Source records
- - - -

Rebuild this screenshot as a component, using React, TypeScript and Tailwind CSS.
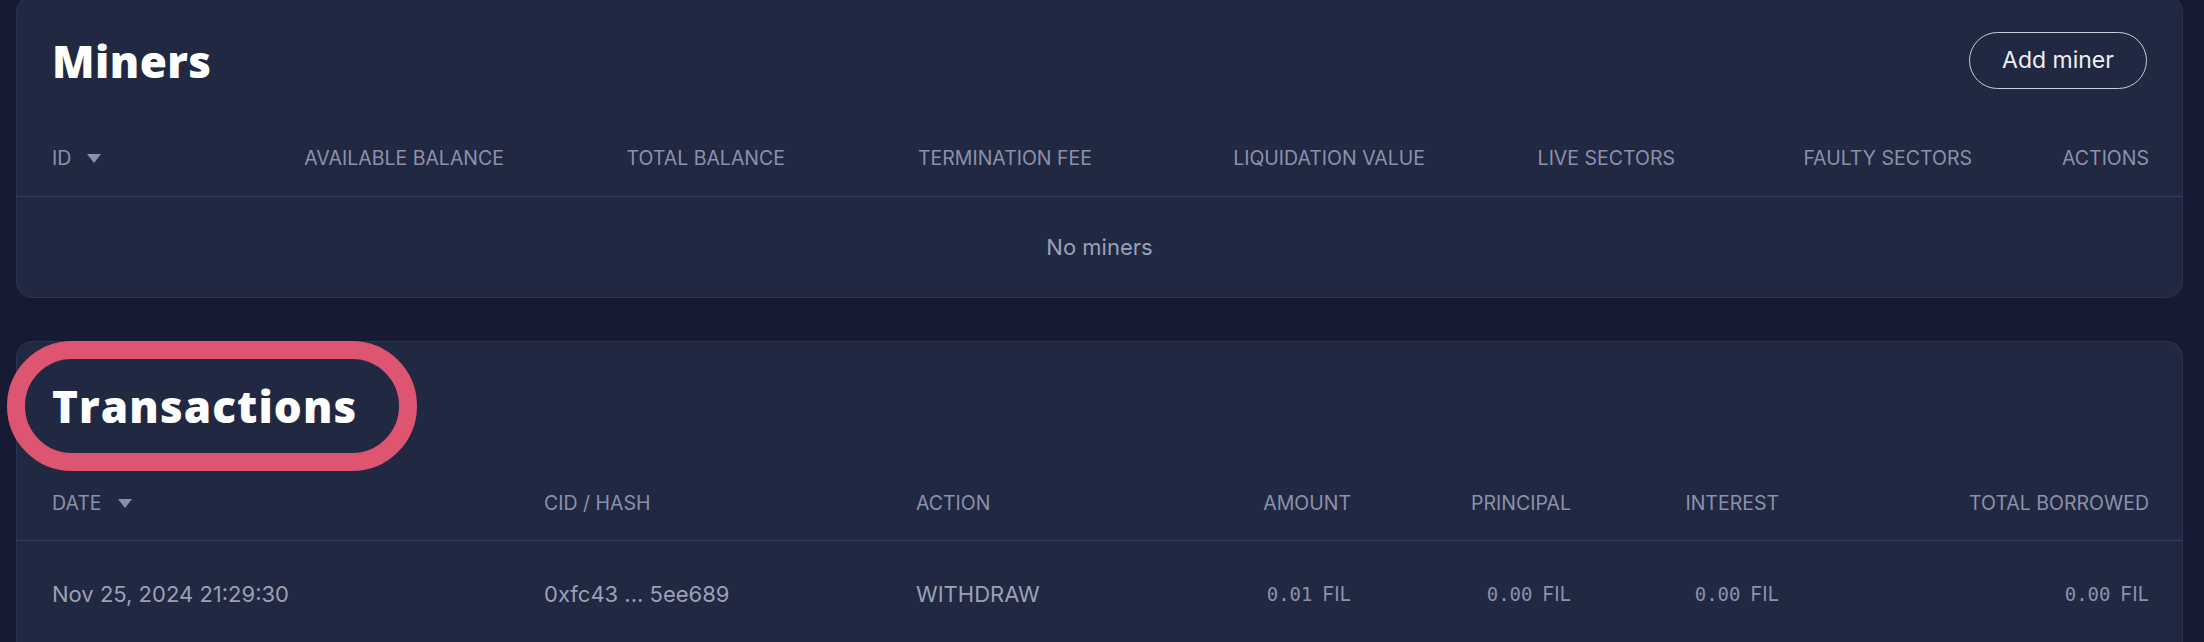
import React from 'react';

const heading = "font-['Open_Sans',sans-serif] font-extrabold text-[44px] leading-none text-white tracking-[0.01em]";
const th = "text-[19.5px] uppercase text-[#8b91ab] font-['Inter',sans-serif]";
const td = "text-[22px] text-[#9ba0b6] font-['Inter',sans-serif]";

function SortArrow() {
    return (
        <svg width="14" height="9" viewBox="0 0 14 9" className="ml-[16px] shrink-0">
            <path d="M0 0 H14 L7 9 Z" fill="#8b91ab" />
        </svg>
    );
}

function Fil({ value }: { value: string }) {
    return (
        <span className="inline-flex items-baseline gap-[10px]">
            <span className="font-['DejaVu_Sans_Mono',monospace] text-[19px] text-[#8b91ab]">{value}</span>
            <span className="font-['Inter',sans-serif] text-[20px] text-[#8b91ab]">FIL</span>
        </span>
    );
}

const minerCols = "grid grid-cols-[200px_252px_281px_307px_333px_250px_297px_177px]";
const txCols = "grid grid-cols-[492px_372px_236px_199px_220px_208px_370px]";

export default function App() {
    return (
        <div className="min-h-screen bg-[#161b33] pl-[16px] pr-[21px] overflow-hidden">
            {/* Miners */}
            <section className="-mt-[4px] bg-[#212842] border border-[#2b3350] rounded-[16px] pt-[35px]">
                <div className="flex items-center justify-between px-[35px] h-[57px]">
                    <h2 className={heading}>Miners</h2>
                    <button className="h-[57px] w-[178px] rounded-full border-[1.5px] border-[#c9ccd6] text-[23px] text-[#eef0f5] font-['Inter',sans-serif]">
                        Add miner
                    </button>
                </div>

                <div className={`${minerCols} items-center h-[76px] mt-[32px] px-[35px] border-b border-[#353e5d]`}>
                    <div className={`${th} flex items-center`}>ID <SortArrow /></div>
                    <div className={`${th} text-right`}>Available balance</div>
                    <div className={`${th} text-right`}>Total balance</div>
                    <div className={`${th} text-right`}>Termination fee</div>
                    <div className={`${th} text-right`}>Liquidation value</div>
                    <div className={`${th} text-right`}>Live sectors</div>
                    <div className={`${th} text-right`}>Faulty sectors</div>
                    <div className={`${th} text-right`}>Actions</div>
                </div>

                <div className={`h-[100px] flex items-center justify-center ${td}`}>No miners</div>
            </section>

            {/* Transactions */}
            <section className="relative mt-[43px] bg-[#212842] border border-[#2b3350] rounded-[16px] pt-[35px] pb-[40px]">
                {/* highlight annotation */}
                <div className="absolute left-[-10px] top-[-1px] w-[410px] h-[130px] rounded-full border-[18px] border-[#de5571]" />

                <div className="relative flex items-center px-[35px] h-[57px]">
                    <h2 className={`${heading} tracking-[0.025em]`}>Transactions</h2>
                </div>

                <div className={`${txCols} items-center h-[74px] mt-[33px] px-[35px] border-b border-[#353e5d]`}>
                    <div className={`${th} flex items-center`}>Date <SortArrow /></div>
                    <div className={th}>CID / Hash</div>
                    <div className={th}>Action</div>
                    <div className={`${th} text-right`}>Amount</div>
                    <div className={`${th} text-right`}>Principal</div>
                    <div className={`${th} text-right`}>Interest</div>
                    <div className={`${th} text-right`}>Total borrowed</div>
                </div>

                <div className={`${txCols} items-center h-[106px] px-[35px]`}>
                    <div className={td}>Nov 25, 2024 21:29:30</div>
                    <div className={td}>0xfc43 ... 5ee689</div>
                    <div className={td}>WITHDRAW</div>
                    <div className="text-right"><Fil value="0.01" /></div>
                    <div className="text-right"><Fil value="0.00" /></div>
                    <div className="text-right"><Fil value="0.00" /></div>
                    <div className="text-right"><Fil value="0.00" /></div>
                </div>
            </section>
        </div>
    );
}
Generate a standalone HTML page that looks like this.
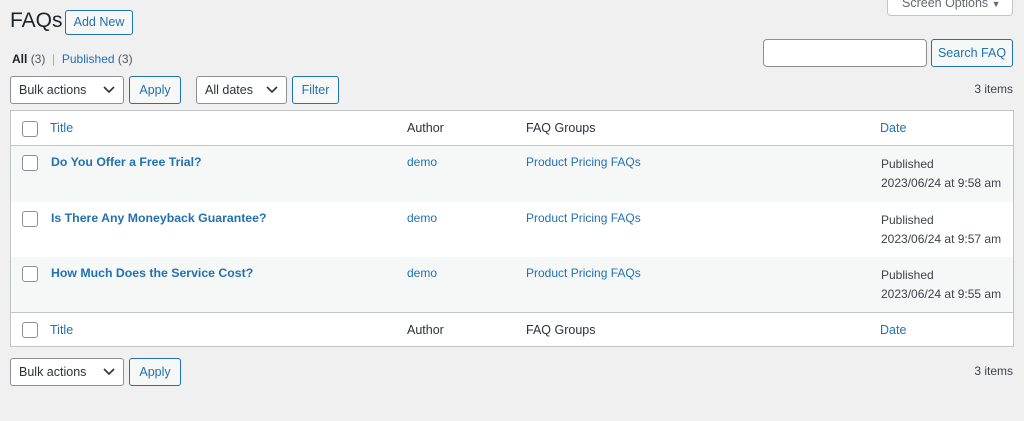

- - - -

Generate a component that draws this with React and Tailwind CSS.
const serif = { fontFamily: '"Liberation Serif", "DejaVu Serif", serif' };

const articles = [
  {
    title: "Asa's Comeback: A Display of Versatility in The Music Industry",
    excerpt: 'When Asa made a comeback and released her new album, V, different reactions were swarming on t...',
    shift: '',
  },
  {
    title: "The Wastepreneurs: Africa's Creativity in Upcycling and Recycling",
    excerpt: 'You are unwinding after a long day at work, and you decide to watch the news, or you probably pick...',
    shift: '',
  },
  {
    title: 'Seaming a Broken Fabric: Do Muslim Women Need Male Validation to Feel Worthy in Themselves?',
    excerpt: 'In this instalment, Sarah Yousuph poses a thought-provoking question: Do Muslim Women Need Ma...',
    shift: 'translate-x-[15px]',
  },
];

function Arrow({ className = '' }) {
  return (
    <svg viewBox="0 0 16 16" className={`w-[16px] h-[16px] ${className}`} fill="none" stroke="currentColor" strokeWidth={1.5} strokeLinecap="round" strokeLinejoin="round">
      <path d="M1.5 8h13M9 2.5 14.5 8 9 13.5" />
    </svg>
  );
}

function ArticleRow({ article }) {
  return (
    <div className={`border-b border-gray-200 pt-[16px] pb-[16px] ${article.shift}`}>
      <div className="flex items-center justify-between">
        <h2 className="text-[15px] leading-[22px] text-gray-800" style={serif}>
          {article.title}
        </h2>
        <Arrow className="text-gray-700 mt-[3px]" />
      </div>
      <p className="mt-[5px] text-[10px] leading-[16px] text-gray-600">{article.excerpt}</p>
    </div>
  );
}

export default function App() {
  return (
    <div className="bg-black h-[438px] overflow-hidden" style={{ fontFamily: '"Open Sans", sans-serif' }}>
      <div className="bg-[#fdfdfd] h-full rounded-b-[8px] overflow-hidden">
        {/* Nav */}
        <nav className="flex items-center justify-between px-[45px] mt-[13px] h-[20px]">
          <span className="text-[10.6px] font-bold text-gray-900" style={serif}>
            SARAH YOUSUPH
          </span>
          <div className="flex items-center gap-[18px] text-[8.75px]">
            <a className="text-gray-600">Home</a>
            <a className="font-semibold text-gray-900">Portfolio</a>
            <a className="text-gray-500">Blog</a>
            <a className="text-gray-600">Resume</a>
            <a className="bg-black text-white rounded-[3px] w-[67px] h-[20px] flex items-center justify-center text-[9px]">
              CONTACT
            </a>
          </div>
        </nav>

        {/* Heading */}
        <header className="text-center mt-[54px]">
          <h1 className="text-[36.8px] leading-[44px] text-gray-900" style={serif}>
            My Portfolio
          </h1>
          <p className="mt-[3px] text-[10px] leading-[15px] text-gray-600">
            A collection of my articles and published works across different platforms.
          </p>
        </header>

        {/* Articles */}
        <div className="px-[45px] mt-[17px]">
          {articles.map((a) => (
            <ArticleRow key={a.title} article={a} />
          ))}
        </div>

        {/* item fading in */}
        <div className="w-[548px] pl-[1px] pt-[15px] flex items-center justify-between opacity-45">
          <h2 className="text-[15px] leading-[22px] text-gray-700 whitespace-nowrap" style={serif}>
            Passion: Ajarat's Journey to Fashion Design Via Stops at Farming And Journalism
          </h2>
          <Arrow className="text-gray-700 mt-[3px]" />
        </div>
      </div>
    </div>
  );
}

- - - -

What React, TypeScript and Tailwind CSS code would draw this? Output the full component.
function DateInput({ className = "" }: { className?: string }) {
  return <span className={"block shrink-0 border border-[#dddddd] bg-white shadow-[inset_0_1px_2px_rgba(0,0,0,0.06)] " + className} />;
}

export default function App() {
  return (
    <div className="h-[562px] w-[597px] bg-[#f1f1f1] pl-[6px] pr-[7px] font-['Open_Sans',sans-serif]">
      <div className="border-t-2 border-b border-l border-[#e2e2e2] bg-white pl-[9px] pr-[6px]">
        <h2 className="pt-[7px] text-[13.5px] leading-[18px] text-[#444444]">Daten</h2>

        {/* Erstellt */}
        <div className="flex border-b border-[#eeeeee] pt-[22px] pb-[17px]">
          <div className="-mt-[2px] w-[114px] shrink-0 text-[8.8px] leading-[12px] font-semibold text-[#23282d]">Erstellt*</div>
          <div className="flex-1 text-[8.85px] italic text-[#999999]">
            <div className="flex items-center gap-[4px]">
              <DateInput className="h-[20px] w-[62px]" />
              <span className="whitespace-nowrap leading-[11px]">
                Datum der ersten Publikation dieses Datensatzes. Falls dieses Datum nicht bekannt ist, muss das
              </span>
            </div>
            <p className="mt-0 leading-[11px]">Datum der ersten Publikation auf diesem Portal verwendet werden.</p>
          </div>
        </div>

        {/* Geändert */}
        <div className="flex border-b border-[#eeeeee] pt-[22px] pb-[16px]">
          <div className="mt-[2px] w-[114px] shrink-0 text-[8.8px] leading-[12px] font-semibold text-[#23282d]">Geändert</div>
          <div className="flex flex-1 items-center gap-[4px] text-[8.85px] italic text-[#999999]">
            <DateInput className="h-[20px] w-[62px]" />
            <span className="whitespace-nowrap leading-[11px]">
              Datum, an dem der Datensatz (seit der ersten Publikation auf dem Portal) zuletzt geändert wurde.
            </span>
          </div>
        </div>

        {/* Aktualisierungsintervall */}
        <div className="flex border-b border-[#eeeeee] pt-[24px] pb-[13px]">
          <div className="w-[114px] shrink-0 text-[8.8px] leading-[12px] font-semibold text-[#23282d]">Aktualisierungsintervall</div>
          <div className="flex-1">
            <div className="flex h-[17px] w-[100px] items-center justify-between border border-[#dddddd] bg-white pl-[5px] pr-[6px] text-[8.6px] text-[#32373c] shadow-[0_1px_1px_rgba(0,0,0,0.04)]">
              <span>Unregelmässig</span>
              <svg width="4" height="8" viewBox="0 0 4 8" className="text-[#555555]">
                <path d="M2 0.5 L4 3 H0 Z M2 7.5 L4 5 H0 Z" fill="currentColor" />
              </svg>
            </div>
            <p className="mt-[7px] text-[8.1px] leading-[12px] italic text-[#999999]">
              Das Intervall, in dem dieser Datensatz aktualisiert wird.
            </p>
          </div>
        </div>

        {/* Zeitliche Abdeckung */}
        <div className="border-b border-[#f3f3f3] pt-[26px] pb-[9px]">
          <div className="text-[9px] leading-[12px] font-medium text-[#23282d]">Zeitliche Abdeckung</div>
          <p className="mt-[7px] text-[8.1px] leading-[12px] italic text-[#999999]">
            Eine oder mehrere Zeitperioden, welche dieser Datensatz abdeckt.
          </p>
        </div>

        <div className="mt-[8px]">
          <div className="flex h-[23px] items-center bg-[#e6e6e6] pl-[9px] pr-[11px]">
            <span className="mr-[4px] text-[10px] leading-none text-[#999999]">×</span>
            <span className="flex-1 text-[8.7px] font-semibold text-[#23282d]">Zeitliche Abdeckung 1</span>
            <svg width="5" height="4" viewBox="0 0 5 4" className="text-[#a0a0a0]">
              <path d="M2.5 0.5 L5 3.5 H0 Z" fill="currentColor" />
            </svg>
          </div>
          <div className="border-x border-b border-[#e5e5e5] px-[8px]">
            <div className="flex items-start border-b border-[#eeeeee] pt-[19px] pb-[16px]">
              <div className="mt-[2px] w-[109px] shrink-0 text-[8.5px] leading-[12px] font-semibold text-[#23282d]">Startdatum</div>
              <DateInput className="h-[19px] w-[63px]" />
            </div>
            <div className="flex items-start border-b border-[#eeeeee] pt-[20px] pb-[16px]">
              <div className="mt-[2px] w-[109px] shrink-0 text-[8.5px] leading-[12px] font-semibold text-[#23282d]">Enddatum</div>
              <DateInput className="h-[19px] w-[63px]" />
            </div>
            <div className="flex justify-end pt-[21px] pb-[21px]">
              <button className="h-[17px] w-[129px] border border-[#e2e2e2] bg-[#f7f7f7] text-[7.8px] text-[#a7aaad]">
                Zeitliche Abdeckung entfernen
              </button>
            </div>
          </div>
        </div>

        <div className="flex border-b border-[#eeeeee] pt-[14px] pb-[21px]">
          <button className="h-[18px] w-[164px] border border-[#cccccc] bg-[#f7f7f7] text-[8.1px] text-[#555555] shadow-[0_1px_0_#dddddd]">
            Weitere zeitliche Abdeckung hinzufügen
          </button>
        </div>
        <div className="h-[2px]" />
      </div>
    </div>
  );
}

- - - -

AIM
Go through the material line by line. Show each line that contains the string "Generate".

THE SOLUTION
Generate a standalone HTML page that looks like this.
Generate a component that draws this with React and Tailwind CSS.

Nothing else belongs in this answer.